Non-centered parameterization for multivariate model with heterogeneity

I’m writing my first models in Stan and today I started with a multivariate model with 2 outcomes. To capture heterogeneity across individuals (my obervations are grouped in multiple individuals), next to the intercept alpha0 for each equation, I want to add an individual-specific intercept alpha to capture heterogeneity across individuals.

Here is my model code:

data { 
  int <lower = 1> N;                    // Number of observations
  int<lower = 1> J;                      // number of outcomes 
  int<lower = 0> K;                     // number of covariates 
  vector[J] Y[N];                         // vector of J outcome variables
  vector[K] X[N];                        // vector of K covariates
  int <lower = 1> id[N];              // identifier of individuals
  int <lower = 1> H;                   // number of individuals
}

parameters { 
  vector[J] alpha0;                                   // intercept for each equation
  vector[J] alpha[H];                                // individual-specific intercept for each equation
  vector<lower = 0>[J] sigma_alpha; 
  
  cholesky_factor_corr[J] L_Omega;
  vector<lower=0>[J] L_sigma;
  
  matrix[J, K] beta;
} 

model {
  vector[J] mu[N];
  
  alpha[J] ~ normal(0, sigma_alpha);

  for (n in 1:N) 
    mu[n] = alpha0 + alpha[id[n]] + beta * X[n]; 

  to_vector(beta) ~ normal(0, 2);
  L_Omega ~ lkj_corr_cholesky(1); 
  L_sigma ~ student_t(3, 0, 2);
  
  Y ~ multi_normal_cholesky(mu, diag_pre_multiply(L_sigma, L_Omega));
}

Now I realized my data requires me to apply the non-cenetred parameterization. I’m struggling with the parameters now because I’m not confident which paramaters need to be individual-specific then.

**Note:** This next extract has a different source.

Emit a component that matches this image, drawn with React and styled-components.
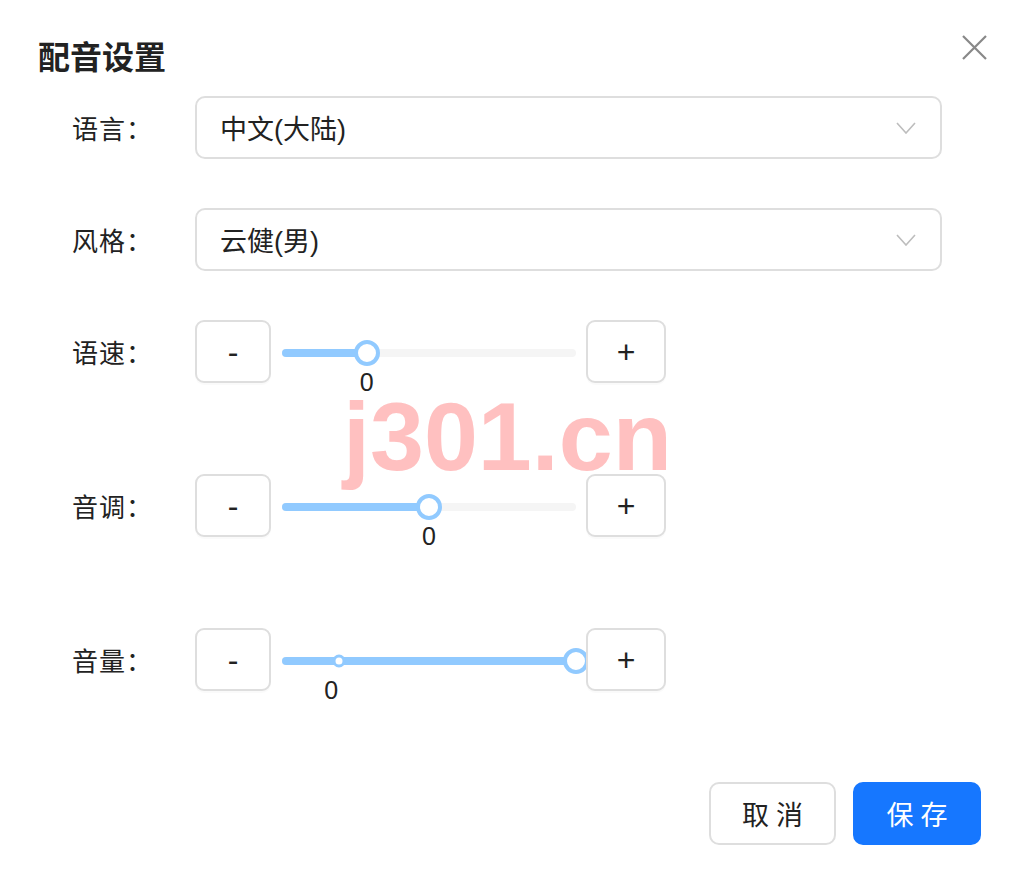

Here is my code for a multivariate model capturing heterogeneity across individuals with a non-centered parameterization for the individual-specific intercept alpha.

data { 
  int <lower = 1> N;                     // Number of observations
  int<lower = 0> J;                      // number of outcomes 
  int<lower = 0> K;                      // number of covariates 
  vector[J] Y[N];                        // vector of J outcome variables
  vector[K] X[N];                        // vector of K covariates
  int <lower = 1> id[N];                 // identifier of individuals
  int <lower = 1> H;                     // number of individuals
}

parameters { 
  real alpha0;
  vector[H] alphai_raw;
  real<lower = 0> sigma_alphai;
  
  cholesky_factor_corr[J] L_Omega;
  vector<lower=0>[J] L_sigma;
  
  matrix[J, K] beta;
} 

transformed parameters {
vector[H] alphai;
alphai = alpha0 + sigma_alphai*alphai_raw;
}

model {
  vector[J] mu[N];
  
  alphai_raw ~ cauchy(0,.2);
  alpha0 ~ cauchy(0, 1);

  for (n in 1:N) 
    mu[n] = alphai[id[n]] + beta * X[n]; 

  to_vector(beta) ~ normal(0, 2);
  L_Omega ~ lkj_corr_cholesky(1); 
  L_sigma ~ student_t(3, 0, 2);
  
  Y ~ multi_normal_cholesky(mu, diag_pre_multiply(L_sigma, L_Omega));
}
  • I’m wondering if it’s right that I can get rid of the non-individual-specific intercept alpha0 when defining mu[n] in the model section?
  • The way I have coded it I get one intercept for each individual for the two equations together, but how can I get one intercept for each individual for each equation?

Moin Jochen!

First thing I noticed is alphai_raw ~ cauchy(0,.2);, which should be alphai_raw ~ std_normal();. Non-centered normals are of this form:

y \sim N(\mu,\sigma) \hspace{3mm} \leftrightarrow \hspace{3mm} y = \mu + \sigma\tilde{y}, \hspace{1mm} \text{with} \hspace{2mm} \tilde{y} \sim N(0,1)

…so the _raw or _tilde always have std_normal() priors.

Well, you are not getting rid of it. It is part of (each) alphai. So yeah, what you did is correct.

You need to model each alphai as a two dimensional (or more general J dimensional) vector (this is what you did in the first model) and apply a 2 (or J) dimensional normal prior for it (non-centered).

So the second model should look somthing like this:

parameters { 
  vector[J] alpha0;
  vector[J] alphai_raw[H];
  cholesky_factor_corr[J] L_Omega_alphai;
  vector<lower=0>[J] sigma_alpha;
  
  cholesky_factor_corr[J] L_Omega;
  vector<lower=0>[J] L_sigma; // I would call this just "sigma" the L_ usually signifies the cholesky factor, but these are normal standard deviations
  
  matrix[J, K] beta;
} 

transformed parameters {
  vector[J] alphai[H];
  for (h in 1:H){
    alphai[h] = alpha0 + diag_pre_multiply(sigma_alpha, L_Omega_alphai) * alphai_raw[h]
  }
}

model {
  vector[J] mu[N];
  
  alphai_raw ~ std_normal();
  alpha0 ~ cauchy(0, 1);

  for (n in 1:N) 
    mu[n] = alphai[id[n]] + beta * X[n]; 

  to_vector(beta) ~ normal(0, 2);
  L_Omega ~ lkj_corr_cholesky(1); 
  L_sigma ~ student_t(3, 0, 2);
  
  Y ~ multi_normal_cholesky(mu, diag_pre_multiply(L_sigma, L_Omega));
}

I haven’t tested this code, but it should roughly look like this…

Cheers,
Max

1 Like

Thanks, Max!

I have tried it and R tells me there are “No matches for: vector[ ] ~ std_normal()”. This refers to the line where we define alphai_raw ~ std_normal();.

How can I fix this?

Whoops.

In the model block it should be:

for (h in 1:H) alphai_raw[h] ~ std_normal();

Sorry!
Max

1 Like

Yes, that makes sense. I will report back if all went well once the estimation has finished.

1 Like